■ **GOAL OF THE EXERCISE**
Repeat the material below exactly, with no pictures.

■ **GIVEN INFORMATION**
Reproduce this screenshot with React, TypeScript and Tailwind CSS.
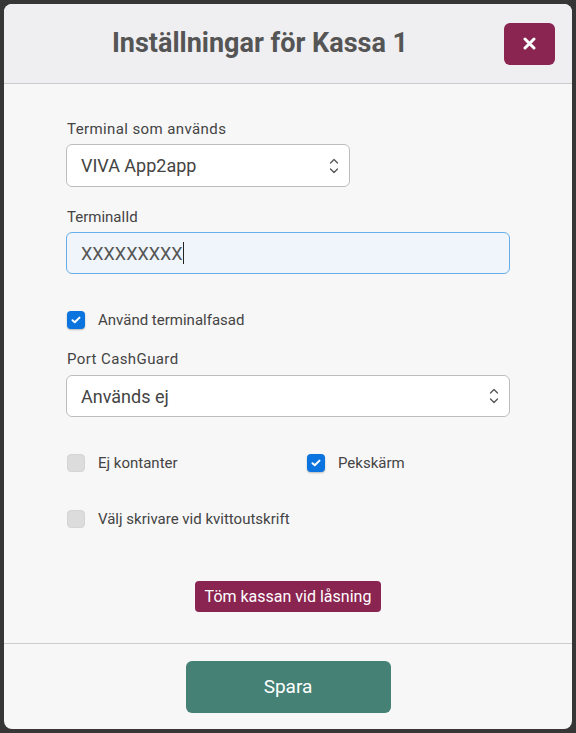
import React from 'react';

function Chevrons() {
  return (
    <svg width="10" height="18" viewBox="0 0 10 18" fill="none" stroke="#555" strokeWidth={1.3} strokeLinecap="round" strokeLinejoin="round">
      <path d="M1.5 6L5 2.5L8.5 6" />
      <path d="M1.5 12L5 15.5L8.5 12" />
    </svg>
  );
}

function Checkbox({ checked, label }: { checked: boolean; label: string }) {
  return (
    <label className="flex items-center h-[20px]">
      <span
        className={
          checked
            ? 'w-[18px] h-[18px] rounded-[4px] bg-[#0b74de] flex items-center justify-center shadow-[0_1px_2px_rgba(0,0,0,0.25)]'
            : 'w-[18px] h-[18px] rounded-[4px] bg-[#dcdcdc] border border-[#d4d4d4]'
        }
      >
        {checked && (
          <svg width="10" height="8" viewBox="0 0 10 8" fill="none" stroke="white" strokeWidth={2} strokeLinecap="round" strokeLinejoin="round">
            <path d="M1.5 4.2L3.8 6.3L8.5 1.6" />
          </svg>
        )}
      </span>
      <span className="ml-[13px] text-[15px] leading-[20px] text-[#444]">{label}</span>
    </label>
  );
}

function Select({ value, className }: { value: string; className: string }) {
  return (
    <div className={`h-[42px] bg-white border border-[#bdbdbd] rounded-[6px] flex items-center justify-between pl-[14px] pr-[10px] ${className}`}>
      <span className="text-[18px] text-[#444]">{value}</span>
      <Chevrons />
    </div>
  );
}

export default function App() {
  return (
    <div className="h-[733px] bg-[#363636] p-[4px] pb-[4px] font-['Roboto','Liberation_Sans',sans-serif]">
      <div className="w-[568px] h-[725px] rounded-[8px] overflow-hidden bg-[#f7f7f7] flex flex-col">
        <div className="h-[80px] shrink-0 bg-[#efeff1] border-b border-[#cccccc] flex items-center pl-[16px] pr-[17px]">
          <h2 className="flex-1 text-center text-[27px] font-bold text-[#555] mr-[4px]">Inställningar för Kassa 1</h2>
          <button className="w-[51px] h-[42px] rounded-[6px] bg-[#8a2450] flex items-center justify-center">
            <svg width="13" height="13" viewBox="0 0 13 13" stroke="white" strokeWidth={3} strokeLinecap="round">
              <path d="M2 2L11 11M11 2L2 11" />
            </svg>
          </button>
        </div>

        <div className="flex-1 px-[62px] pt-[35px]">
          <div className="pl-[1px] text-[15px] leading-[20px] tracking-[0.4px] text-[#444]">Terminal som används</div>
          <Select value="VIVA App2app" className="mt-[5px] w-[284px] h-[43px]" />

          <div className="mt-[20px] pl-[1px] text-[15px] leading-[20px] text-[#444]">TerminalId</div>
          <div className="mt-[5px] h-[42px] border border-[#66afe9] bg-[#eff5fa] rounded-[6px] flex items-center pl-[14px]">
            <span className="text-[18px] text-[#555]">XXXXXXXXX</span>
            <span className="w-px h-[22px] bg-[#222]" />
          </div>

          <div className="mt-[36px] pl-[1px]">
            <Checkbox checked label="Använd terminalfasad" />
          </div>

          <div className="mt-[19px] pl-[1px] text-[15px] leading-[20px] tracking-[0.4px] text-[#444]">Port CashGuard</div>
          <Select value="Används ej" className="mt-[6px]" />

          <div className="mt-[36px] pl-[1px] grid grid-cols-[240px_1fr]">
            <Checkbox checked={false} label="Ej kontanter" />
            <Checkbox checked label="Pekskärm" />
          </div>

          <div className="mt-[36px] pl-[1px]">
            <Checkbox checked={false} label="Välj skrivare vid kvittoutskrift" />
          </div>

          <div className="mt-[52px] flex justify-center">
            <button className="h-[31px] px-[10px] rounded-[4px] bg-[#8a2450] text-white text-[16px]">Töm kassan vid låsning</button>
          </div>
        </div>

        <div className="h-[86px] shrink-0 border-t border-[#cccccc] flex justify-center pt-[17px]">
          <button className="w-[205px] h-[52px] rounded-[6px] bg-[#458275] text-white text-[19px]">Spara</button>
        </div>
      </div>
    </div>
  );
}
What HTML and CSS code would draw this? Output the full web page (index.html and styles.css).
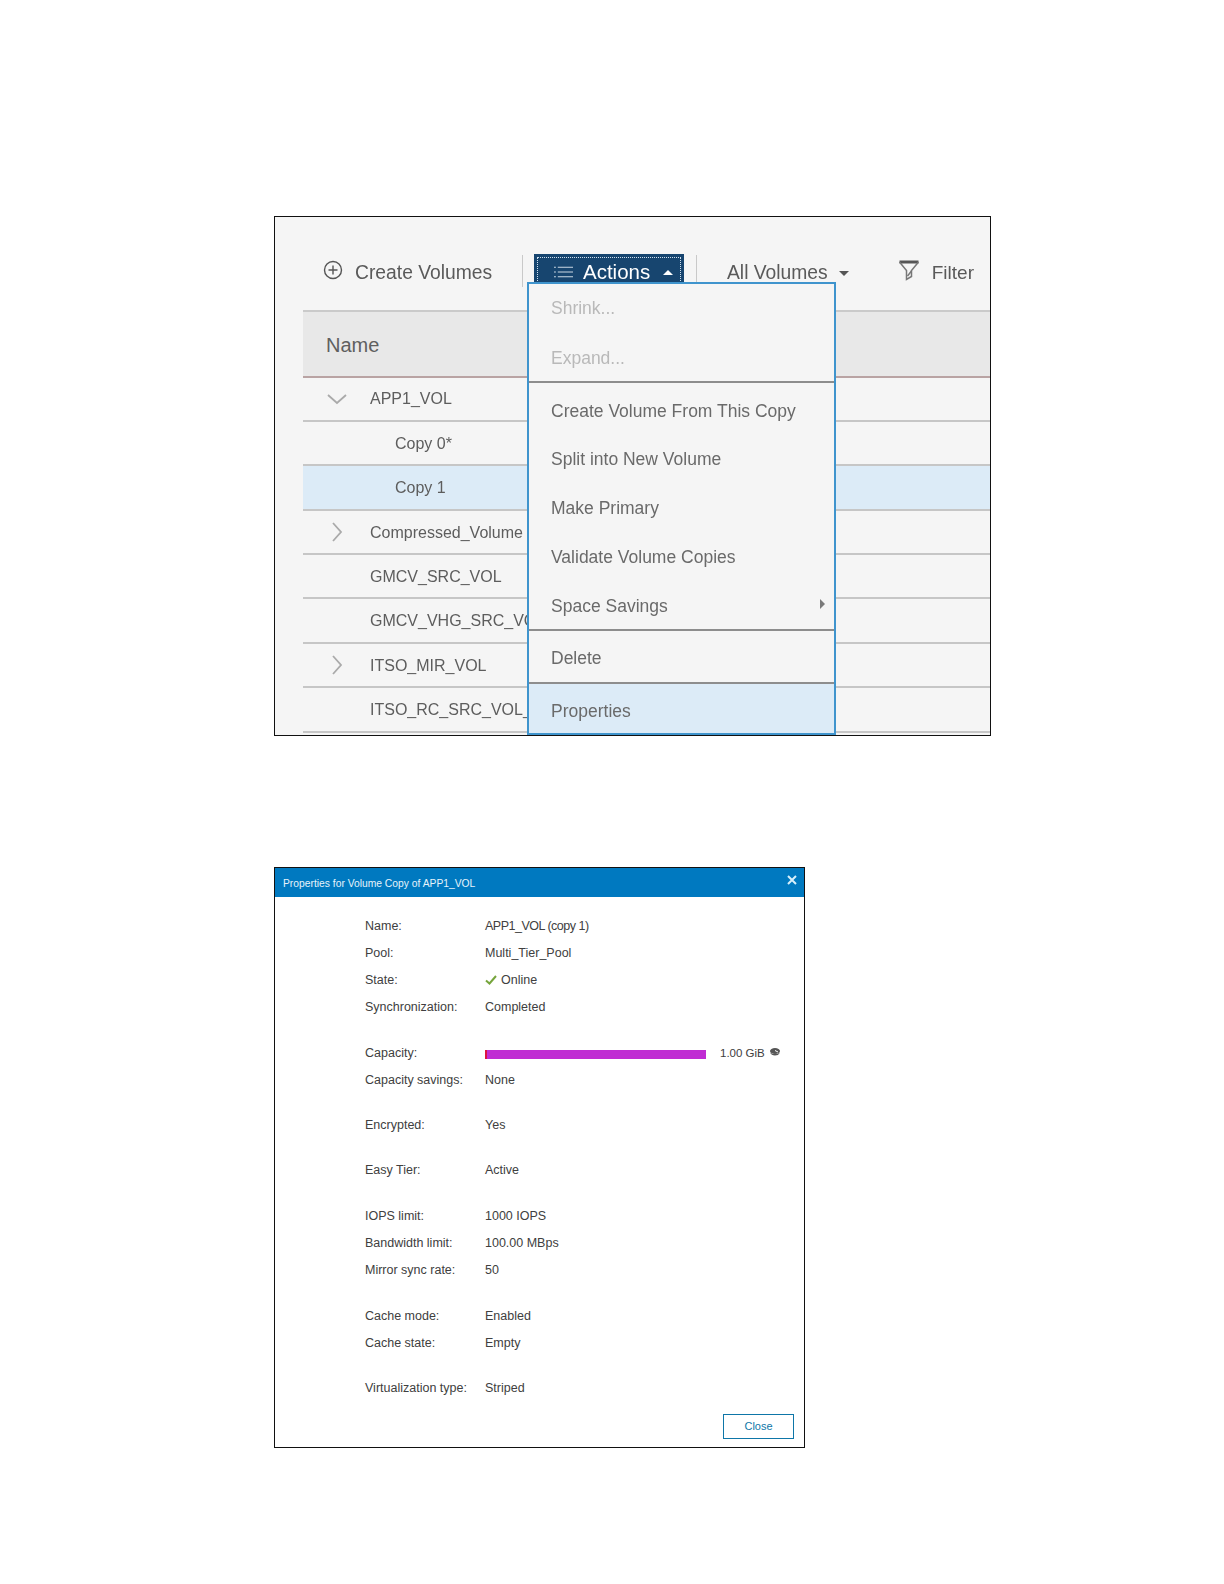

■ **SOLUTION**
Reproduce this screenshot with React, TypeScript and Tailwind CSS.
import React from 'react';

function Chevrons() {
  return (
    <svg width="10" height="18" viewBox="0 0 10 18" fill="none" stroke="#555" strokeWidth={1.3} strokeLinecap="round" strokeLinejoin="round">
      <path d="M1.5 6L5 2.5L8.5 6" />
      <path d="M1.5 12L5 15.5L8.5 12" />
    </svg>
  );
}

function Checkbox({ checked, label }: { checked: boolean; label: string }) {
  return (
    <label className="flex items-center h-[20px]">
      <span
        className={
          checked
            ? 'w-[18px] h-[18px] rounded-[4px] bg-[#0b74de] flex items-center justify-center shadow-[0_1px_2px_rgba(0,0,0,0.25)]'
            : 'w-[18px] h-[18px] rounded-[4px] bg-[#dcdcdc] border border-[#d4d4d4]'
        }
      >
        {checked && (
          <svg width="10" height="8" viewBox="0 0 10 8" fill="none" stroke="white" strokeWidth={2} strokeLinecap="round" strokeLinejoin="round">
            <path d="M1.5 4.2L3.8 6.3L8.5 1.6" />
          </svg>
        )}
      </span>
      <span className="ml-[13px] text-[15px] leading-[20px] text-[#444]">{label}</span>
    </label>
  );
}

function Select({ value, className }: { value: string; className: string }) {
  return (
    <div className={`h-[42px] bg-white border border-[#bdbdbd] rounded-[6px] flex items-center justify-between pl-[14px] pr-[10px] ${className}`}>
      <span className="text-[18px] text-[#444]">{value}</span>
      <Chevrons />
    </div>
  );
}

export default function App() {
  return (
    <div className="h-[733px] bg-[#363636] p-[4px] pb-[4px] font-['Roboto','Liberation_Sans',sans-serif]">
      <div className="w-[568px] h-[725px] rounded-[8px] overflow-hidden bg-[#f7f7f7] flex flex-col">
        <div className="h-[80px] shrink-0 bg-[#efeff1] border-b border-[#cccccc] flex items-center pl-[16px] pr-[17px]">
          <h2 className="flex-1 text-center text-[27px] font-bold text-[#555] mr-[4px]">Inställningar för Kassa 1</h2>
          <button className="w-[51px] h-[42px] rounded-[6px] bg-[#8a2450] flex items-center justify-center">
            <svg width="13" height="13" viewBox="0 0 13 13" stroke="white" strokeWidth={3} strokeLinecap="round">
              <path d="M2 2L11 11M11 2L2 11" />
            </svg>
          </button>
        </div>

        <div className="flex-1 px-[62px] pt-[35px]">
          <div className="pl-[1px] text-[15px] leading-[20px] tracking-[0.4px] text-[#444]">Terminal som används</div>
          <Select value="VIVA App2app" className="mt-[5px] w-[284px] h-[43px]" />

          <div className="mt-[20px] pl-[1px] text-[15px] leading-[20px] text-[#444]">TerminalId</div>
          <div className="mt-[5px] h-[42px] border border-[#66afe9] bg-[#eff5fa] rounded-[6px] flex items-center pl-[14px]">
            <span className="text-[18px] text-[#555]">XXXXXXXXX</span>
            <span className="w-px h-[22px] bg-[#222]" />
          </div>

          <div className="mt-[36px] pl-[1px]">
            <Checkbox checked label="Använd terminalfasad" />
          </div>

          <div className="mt-[19px] pl-[1px] text-[15px] leading-[20px] tracking-[0.4px] text-[#444]">Port CashGuard</div>
          <Select value="Används ej" className="mt-[6px]" />

          <div className="mt-[36px] pl-[1px] grid grid-cols-[240px_1fr]">
            <Checkbox checked={false} label="Ej kontanter" />
            <Checkbox checked label="Pekskärm" />
          </div>

          <div className="mt-[36px] pl-[1px]">
            <Checkbox checked={false} label="Välj skrivare vid kvittoutskrift" />
          </div>

          <div className="mt-[52px] flex justify-center">
            <button className="h-[31px] px-[10px] rounded-[4px] bg-[#8a2450] text-white text-[16px]">Töm kassan vid låsning</button>
          </div>
        </div>

        <div className="h-[86px] shrink-0 border-t border-[#cccccc] flex justify-center pt-[17px]">
          <button className="w-[205px] h-[52px] rounded-[6px] bg-[#458275] text-white text-[19px]">Spara</button>
        </div>
      </div>
    </div>
  );
}
What HTML and CSS code would draw this? Output the full web page (index.html and styles.css).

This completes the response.